Here is a “dreamy psych Byrds meets freakbeat fuzz guitar affair” (happening45, https://m.youtube.com/watch?v=gLC-mNhFScY&pp=ygU7VHVlc2RheeKAmXMgQ2hpbGRyZW4g4oCUIOKAnFN1bW1lciBMZWF2ZXMgTWUgd2l0aCBhIFNpZ2jigJ3SBwkJhAkBhyohjO8%3D), “Beatlesque mod rock” (Richie Unterberger, https://www.allmusic.com/album/strange-light-from-the-east-the-complete-recordings-1966-1969-mw0000575123), “irresistible . . . . [m]elding one of [singer Phil] Cordell’s yearning harmony pop melodies with a forceful fuzz guitar arrangement from Mick Ware, [that] could have been a perfect end of the season hit had it not been buried” on a B-side. (Stefan Granados, liner notes to the CD comp Strange Light from the East: The Complete Recordings 1966-1969)
Richie Unterberger tells us of the Children:
Tuesday’s Children grew out of the group Steve Douglas & the Challengers, who formed in North London in 1964. The following year they changed their name to the Prophets, recording some tracks with legendarily eccentric British producer giant Joe Meek that never got released. After singer Steve Douglas left, the three remaining members — guitarists Phil Cordell and Mick Ware, as well as drummer Derrick Gough — added bassist Paul Kendrick and changed their name to Tuesday’s Children. For their first three singles, the group’s figurehead was Cordell, who sang lead and wrote most of their material. After his departure in the summer of 1967, the group carried on with new keyboardist Bob Hodges, Ware becoming the principal singer and songwriter. Although some of their releases got airplay on British pirate radio, Tuesday’s Children never broke through commercially, and changed their name to Czar by the end of 1969, issuing a progressive rock album under that name the following year.

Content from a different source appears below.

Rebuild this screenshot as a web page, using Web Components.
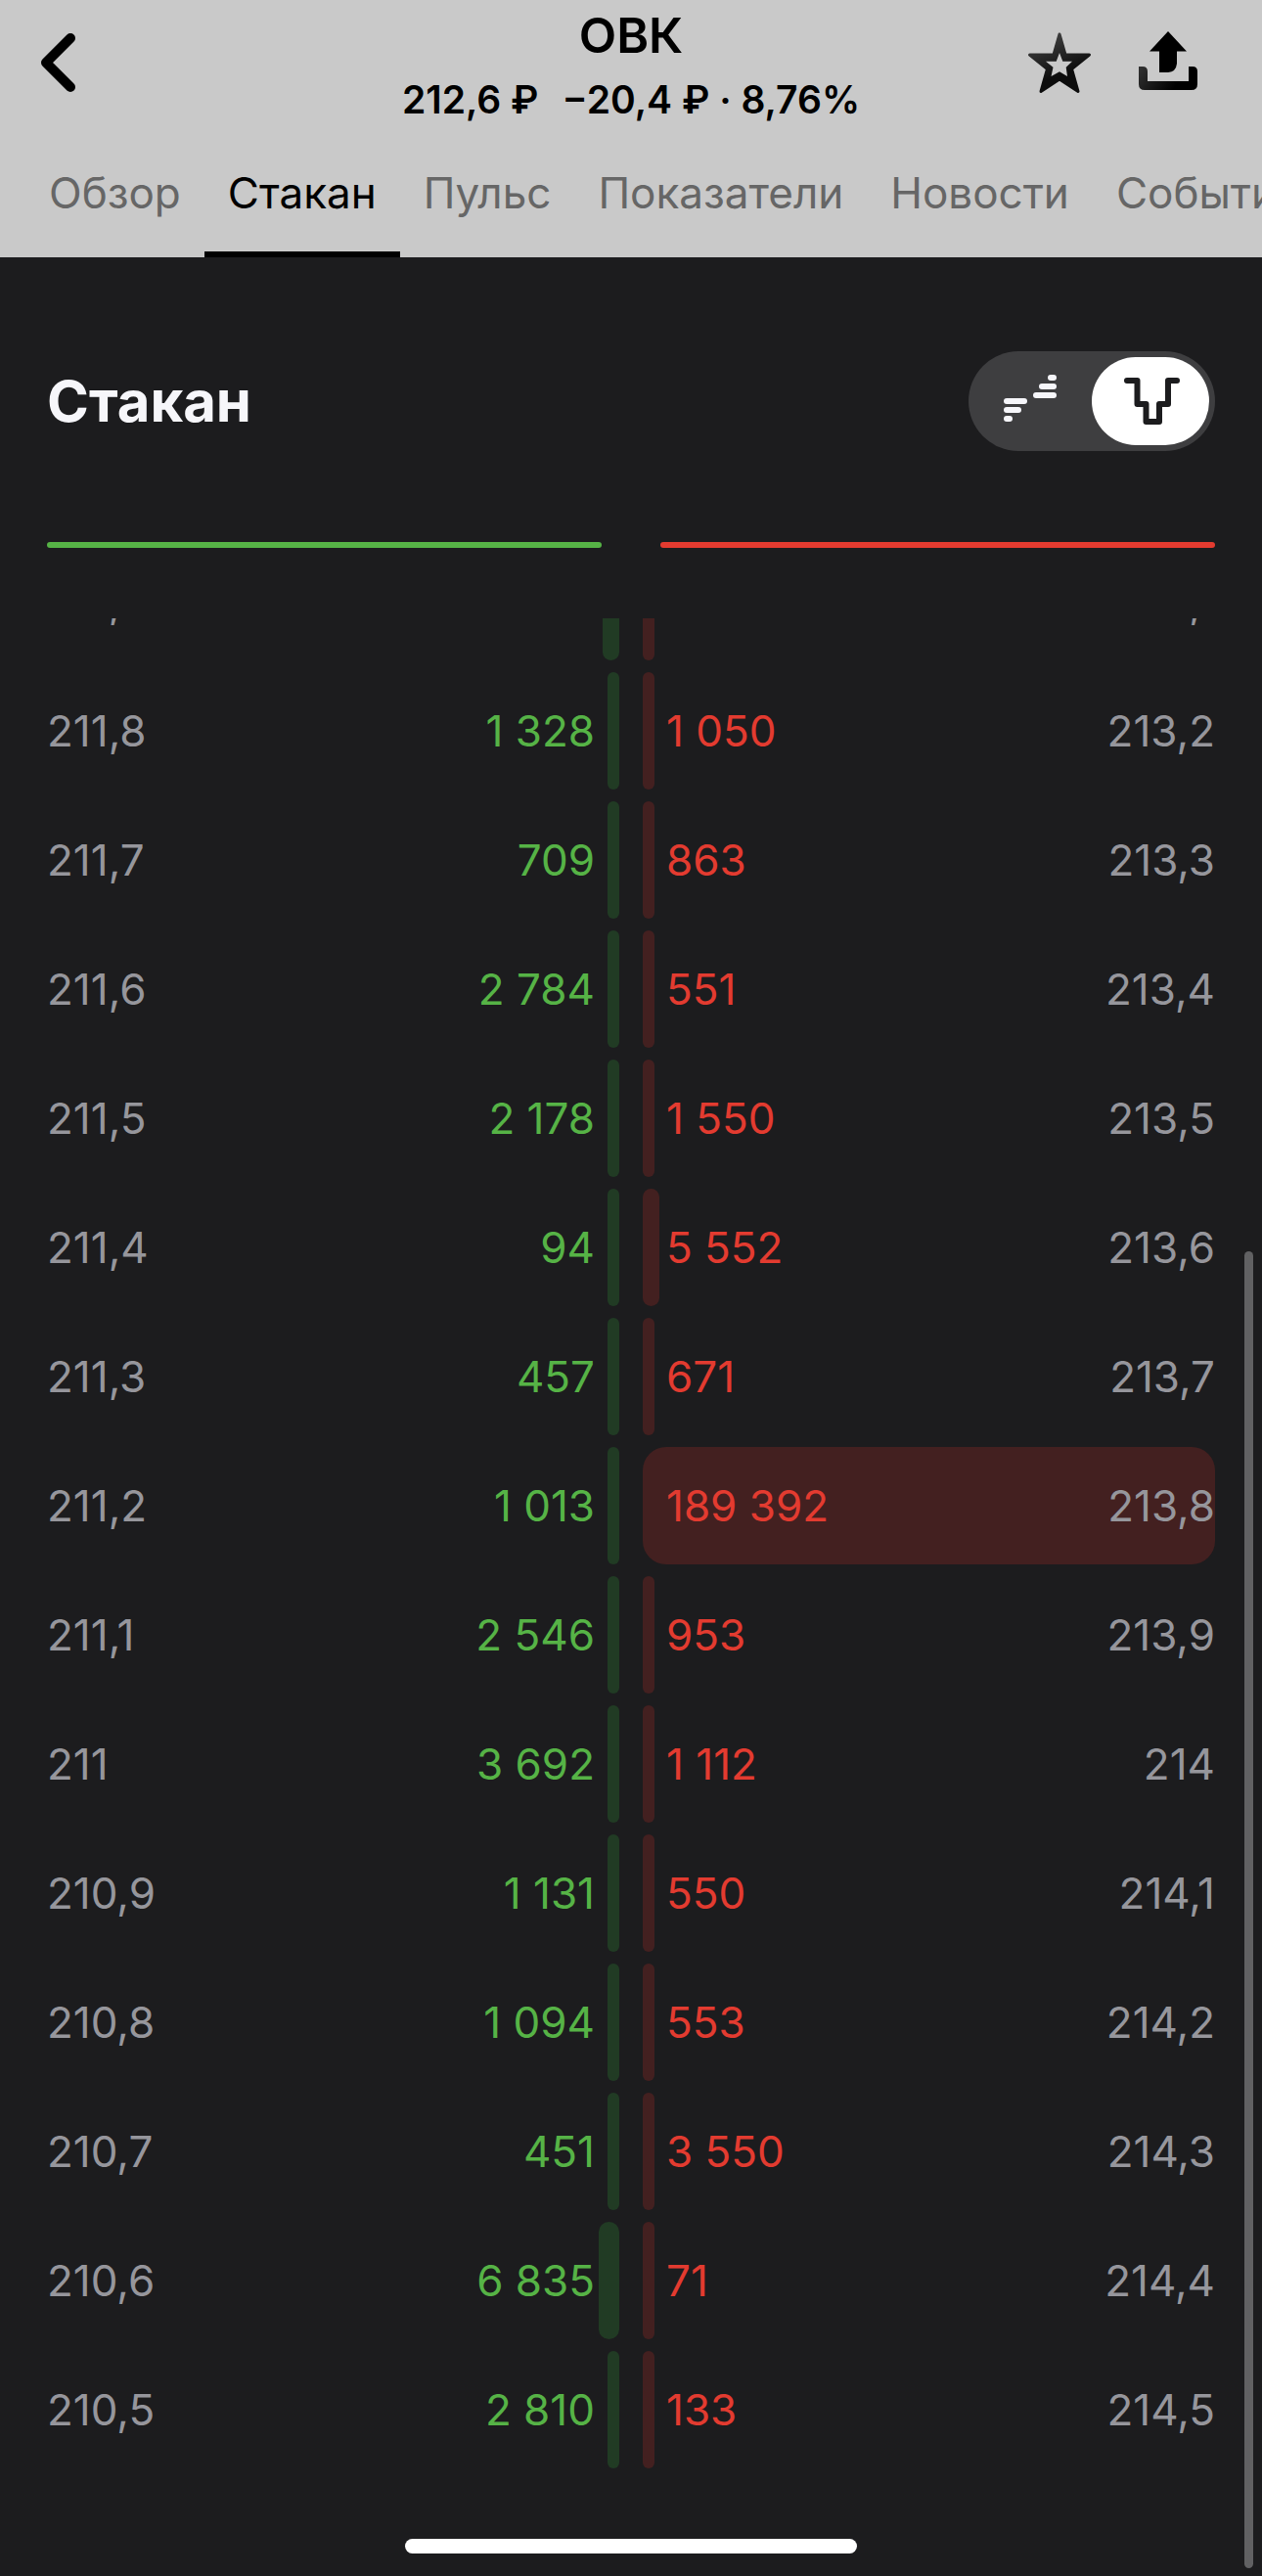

https://www.allmusic.com/artist/tuesdays-children-mn0000941740#biography
British Music Archive adds:
Tuesday’s Children were formed in 1966 by Phil Cordell, Mick Ware and Derrick Gough who had been in a North London band called Steve Douglas and the Challengers who later changed their name to The Prophets. The Prophets did some recording with producer Joe Meek, but nothing was ever issued . . . . When Steve Douglas and Freddie Fields left, the remaining members reformed the band as Tuesdays Children. Paul Kendrick subsequently joined on bass guitar. Tuesday’s Children were signed to E.M.I. in 1966. Their debut single (“When You Walk In The Sand”) was written by Phil Cordell . . . and it was released on the Columbia label . . . in August 1966. . . . [It] was in the [pirate station] Radio London Fab Forty for 2 weeks, no. 39 on 7th August 1966 and at no. 27 on 14th August 1966. . . . Radio London also owned Pall Mall Music who published the Phil Cordell songs that were the first 3 Tuesday’s Children singles. Phil Cordell quit Tuesday’s Children in summer of 1967 and subsequently had solo hits as Springwater. . . .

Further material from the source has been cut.